→ **Instruction**:
Copy out all lines that hold "React".
* * * * * * *
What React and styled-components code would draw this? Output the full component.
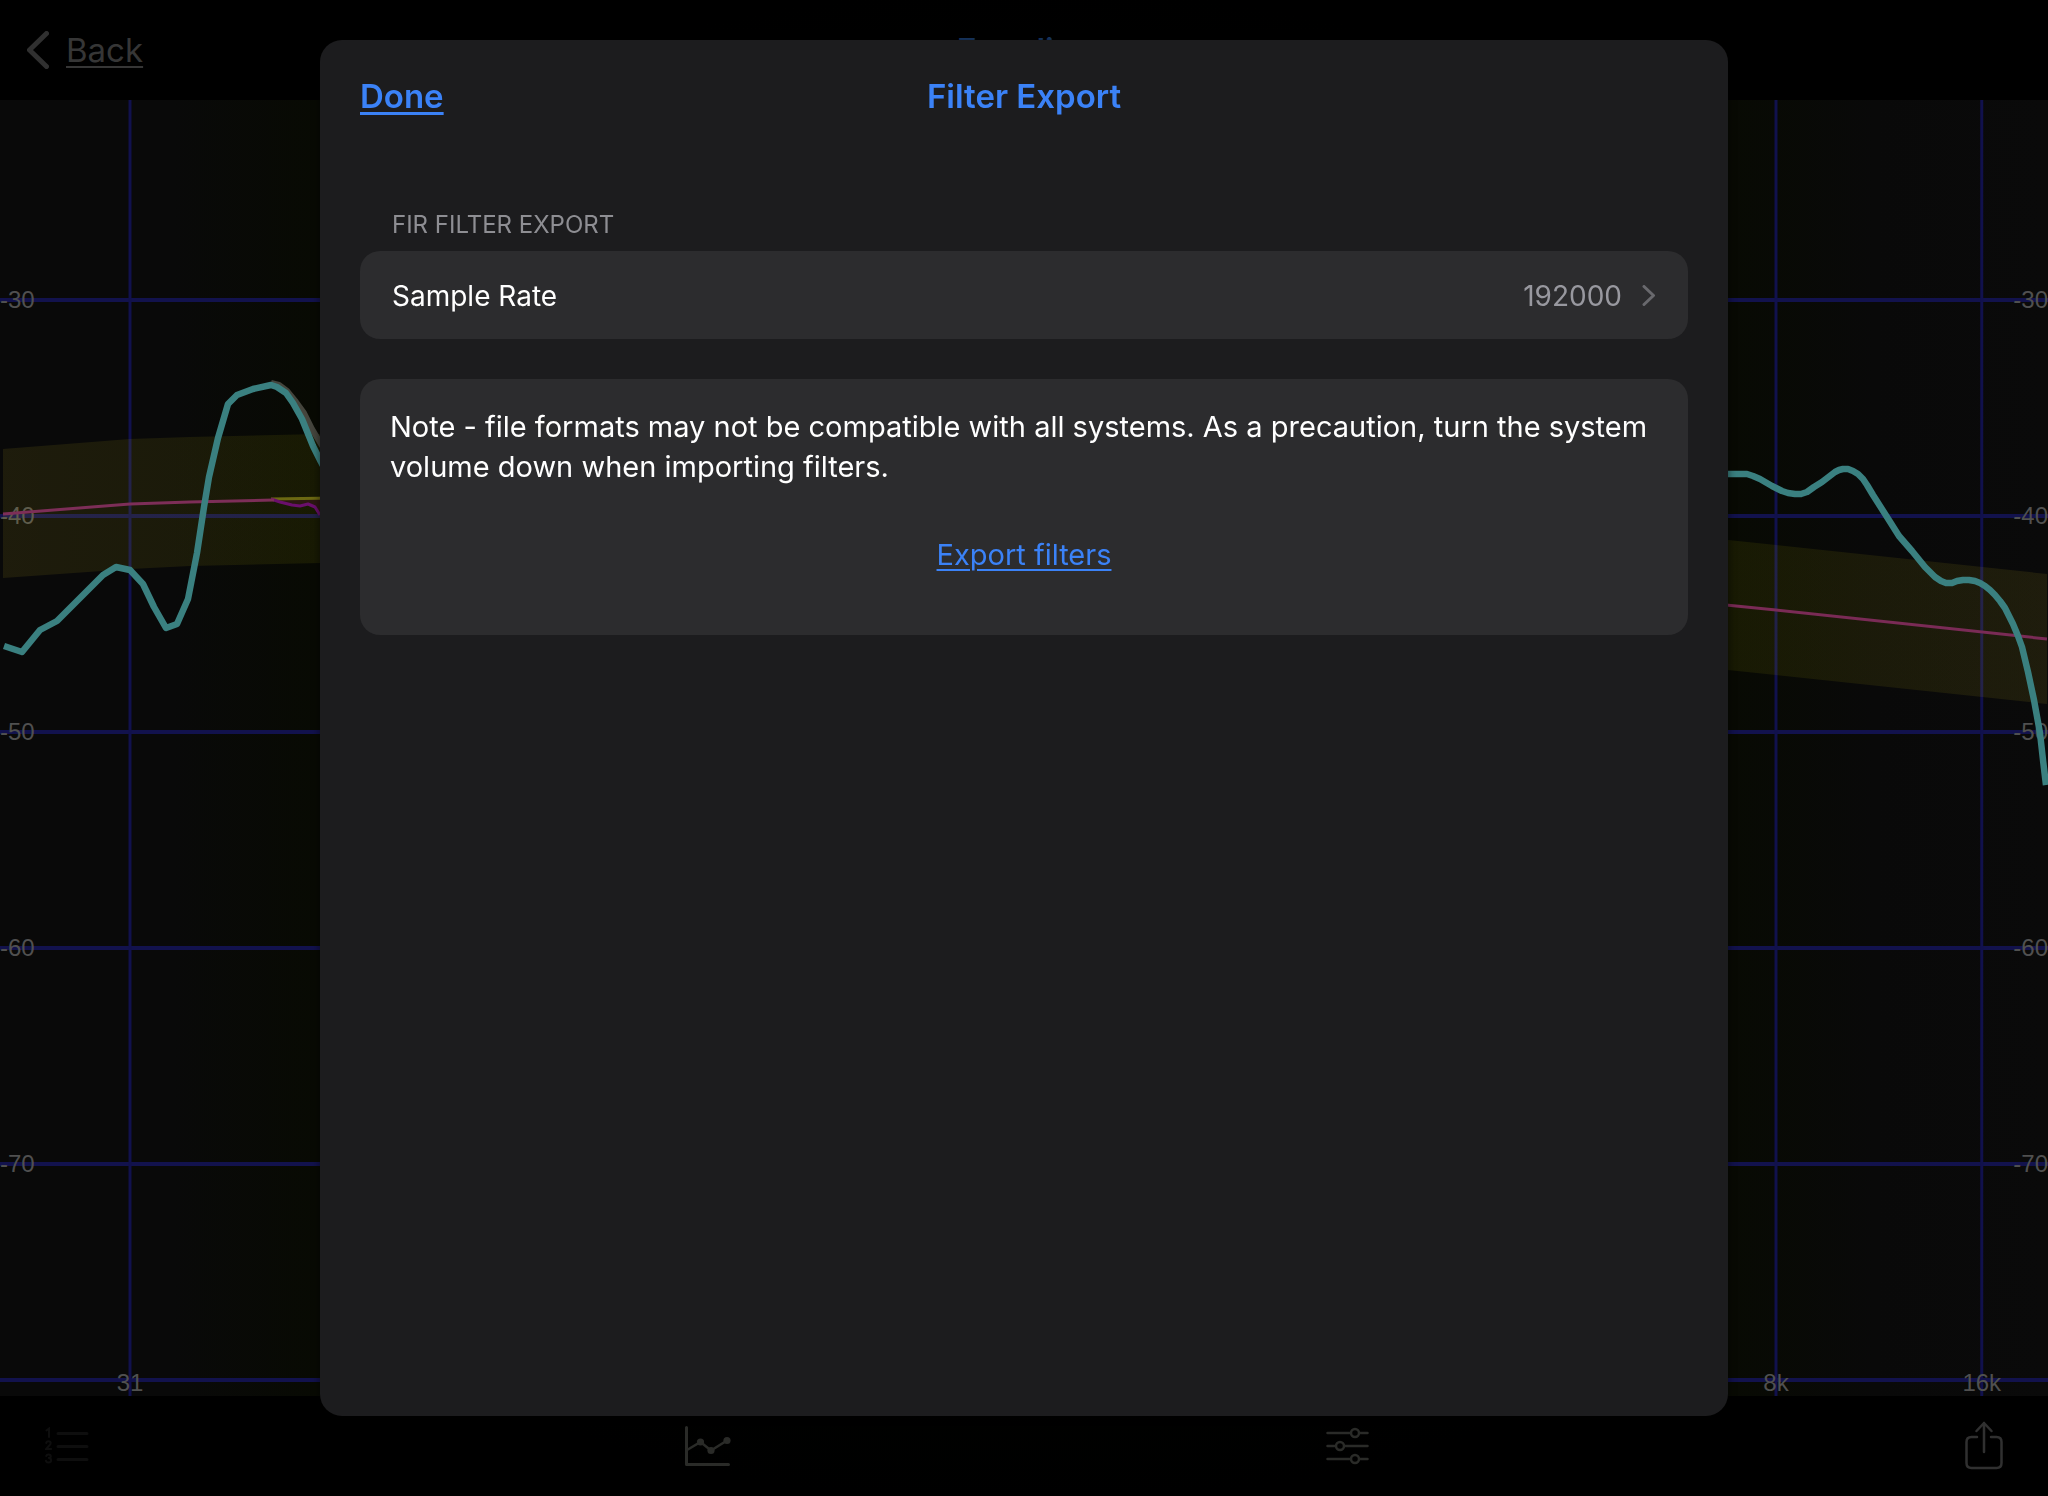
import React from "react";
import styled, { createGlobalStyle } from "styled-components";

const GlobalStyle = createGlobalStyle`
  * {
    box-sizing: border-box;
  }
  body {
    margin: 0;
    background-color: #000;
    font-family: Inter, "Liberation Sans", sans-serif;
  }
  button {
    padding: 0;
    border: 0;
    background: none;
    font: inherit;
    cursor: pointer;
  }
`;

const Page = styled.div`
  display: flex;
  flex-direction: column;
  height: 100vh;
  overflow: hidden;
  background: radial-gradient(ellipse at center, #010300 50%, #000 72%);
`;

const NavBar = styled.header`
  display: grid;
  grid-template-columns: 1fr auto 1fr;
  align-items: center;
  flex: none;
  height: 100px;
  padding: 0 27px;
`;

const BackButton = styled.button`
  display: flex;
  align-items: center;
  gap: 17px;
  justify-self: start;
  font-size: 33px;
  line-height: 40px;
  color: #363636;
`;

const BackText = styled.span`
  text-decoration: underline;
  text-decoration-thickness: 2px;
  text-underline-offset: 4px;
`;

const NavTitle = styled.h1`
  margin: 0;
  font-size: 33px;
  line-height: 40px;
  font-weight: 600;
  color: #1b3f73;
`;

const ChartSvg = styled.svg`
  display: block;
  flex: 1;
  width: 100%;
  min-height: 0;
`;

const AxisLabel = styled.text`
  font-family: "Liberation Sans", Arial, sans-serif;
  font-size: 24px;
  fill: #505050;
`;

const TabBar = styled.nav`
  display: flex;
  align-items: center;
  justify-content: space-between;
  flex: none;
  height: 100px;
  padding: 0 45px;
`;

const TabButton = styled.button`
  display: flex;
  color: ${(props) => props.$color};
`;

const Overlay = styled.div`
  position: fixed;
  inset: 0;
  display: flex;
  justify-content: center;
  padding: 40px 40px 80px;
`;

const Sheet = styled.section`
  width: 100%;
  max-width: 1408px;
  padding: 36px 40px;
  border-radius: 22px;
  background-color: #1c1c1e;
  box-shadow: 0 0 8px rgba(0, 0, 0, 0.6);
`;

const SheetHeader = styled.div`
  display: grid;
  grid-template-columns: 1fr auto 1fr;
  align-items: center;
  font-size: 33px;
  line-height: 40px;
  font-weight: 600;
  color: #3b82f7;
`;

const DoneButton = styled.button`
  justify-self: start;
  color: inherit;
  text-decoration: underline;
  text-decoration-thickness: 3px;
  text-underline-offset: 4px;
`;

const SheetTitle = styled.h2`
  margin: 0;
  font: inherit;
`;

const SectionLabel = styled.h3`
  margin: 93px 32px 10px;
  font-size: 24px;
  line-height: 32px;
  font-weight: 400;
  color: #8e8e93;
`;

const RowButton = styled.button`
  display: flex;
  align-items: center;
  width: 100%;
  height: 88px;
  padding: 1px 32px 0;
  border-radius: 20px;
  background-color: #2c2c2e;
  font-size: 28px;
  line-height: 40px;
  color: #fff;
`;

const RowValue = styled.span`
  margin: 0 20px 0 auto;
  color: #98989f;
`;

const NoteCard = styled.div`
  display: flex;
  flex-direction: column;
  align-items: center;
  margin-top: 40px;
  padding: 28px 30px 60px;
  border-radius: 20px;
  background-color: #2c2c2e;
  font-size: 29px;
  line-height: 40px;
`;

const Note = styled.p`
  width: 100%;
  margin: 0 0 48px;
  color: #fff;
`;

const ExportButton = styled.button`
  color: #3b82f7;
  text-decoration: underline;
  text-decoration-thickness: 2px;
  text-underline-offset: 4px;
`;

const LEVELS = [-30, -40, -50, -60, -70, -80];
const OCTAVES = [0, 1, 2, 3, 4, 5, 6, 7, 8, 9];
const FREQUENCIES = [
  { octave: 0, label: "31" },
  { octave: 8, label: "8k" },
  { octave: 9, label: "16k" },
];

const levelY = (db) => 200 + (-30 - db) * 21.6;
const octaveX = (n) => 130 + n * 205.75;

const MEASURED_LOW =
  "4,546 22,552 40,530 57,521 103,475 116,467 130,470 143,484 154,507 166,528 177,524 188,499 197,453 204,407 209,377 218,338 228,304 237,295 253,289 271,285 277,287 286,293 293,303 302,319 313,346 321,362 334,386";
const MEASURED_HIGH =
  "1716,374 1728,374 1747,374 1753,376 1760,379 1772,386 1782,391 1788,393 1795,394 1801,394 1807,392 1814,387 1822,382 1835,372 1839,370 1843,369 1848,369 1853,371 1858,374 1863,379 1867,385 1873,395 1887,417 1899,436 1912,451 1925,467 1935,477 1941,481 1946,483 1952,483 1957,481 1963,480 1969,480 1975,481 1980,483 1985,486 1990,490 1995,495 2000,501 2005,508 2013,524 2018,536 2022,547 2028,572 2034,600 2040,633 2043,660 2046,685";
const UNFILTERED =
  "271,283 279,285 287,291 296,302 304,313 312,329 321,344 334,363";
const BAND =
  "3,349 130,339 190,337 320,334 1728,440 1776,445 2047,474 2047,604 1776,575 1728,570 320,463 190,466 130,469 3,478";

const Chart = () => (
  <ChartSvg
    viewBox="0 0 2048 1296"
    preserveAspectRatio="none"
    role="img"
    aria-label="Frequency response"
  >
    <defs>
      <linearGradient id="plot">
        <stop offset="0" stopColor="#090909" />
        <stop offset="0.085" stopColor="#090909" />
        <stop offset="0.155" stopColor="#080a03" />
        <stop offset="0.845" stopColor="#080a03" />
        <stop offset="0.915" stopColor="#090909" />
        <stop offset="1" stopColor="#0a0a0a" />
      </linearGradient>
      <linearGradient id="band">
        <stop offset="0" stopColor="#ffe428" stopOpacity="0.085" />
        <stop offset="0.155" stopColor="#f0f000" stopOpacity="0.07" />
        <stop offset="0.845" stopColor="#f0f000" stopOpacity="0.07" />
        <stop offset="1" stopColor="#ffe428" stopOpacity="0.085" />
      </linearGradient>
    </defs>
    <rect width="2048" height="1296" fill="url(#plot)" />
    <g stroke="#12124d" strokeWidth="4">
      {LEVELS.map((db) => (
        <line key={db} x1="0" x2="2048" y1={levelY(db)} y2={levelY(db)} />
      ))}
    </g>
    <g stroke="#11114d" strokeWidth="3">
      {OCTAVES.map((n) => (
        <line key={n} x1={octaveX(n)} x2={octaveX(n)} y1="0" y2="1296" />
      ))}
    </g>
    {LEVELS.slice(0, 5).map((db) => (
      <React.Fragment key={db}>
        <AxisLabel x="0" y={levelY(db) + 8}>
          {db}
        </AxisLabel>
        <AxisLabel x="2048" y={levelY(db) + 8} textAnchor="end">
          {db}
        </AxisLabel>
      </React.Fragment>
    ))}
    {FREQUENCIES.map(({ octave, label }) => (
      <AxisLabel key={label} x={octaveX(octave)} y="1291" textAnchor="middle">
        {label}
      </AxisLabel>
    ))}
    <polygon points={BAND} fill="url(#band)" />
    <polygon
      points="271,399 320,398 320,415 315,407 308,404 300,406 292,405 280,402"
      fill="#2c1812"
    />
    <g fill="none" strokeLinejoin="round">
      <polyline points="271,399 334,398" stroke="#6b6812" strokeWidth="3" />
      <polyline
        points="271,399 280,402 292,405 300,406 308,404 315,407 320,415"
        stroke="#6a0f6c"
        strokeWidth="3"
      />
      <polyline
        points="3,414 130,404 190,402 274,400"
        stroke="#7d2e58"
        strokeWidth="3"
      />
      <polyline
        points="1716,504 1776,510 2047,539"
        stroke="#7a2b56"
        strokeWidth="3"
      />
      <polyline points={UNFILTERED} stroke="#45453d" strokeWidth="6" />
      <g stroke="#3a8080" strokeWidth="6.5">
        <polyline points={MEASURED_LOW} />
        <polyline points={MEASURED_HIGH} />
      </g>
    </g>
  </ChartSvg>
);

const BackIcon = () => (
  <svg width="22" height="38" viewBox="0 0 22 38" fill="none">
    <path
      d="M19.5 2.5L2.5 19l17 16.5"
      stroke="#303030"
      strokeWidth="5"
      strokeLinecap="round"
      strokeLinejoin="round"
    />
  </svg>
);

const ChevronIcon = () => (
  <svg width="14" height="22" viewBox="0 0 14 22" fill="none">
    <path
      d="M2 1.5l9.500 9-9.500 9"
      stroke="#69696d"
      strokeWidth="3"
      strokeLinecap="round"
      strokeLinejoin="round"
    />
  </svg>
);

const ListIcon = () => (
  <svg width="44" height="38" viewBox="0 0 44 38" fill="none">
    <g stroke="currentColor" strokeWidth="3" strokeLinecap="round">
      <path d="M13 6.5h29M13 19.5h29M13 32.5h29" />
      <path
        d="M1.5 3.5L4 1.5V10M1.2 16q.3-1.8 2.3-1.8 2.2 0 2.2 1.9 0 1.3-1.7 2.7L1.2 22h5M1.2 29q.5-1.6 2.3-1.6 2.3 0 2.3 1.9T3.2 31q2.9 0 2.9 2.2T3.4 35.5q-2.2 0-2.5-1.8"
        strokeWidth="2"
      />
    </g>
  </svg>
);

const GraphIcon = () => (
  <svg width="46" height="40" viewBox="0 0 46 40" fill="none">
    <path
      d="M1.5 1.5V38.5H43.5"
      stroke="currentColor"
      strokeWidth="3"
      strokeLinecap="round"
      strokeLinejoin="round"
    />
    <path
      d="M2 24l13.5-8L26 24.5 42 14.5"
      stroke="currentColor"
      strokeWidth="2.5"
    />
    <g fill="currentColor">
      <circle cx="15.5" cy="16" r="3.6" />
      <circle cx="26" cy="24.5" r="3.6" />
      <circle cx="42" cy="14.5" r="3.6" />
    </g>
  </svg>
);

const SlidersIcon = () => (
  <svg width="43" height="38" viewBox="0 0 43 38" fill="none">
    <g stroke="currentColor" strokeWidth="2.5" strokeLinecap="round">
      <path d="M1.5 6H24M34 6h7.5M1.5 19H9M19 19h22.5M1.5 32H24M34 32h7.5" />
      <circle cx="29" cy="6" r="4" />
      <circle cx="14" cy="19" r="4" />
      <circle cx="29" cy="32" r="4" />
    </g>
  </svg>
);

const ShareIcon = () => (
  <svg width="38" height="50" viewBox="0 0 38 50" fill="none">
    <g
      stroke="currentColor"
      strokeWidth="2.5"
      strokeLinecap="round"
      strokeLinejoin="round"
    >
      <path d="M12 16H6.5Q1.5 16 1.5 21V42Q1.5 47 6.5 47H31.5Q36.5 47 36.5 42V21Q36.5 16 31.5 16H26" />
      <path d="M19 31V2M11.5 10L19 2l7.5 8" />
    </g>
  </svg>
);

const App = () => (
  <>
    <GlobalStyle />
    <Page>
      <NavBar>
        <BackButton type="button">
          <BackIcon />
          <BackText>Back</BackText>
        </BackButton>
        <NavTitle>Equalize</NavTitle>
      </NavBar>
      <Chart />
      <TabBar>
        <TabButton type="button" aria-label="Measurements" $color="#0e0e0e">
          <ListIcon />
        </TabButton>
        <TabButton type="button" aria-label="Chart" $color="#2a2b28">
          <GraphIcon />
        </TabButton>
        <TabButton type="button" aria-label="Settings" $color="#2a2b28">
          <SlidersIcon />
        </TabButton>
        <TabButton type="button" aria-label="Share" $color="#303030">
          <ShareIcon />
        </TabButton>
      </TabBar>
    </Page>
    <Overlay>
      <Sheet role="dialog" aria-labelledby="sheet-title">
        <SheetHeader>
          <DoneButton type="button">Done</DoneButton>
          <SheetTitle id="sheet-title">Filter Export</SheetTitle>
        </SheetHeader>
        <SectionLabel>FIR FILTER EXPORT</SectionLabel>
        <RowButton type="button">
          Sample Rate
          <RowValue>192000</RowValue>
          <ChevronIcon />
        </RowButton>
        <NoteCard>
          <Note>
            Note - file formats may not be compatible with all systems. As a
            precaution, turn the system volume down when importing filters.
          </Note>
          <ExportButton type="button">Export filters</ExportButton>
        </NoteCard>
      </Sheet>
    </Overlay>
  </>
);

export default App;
* * * * * * *
→ **Task answer**:
What React and styled-components code would draw this? Output the full component.
import React from "react";
      <React.Fragment key={db}>
      </React.Fragment>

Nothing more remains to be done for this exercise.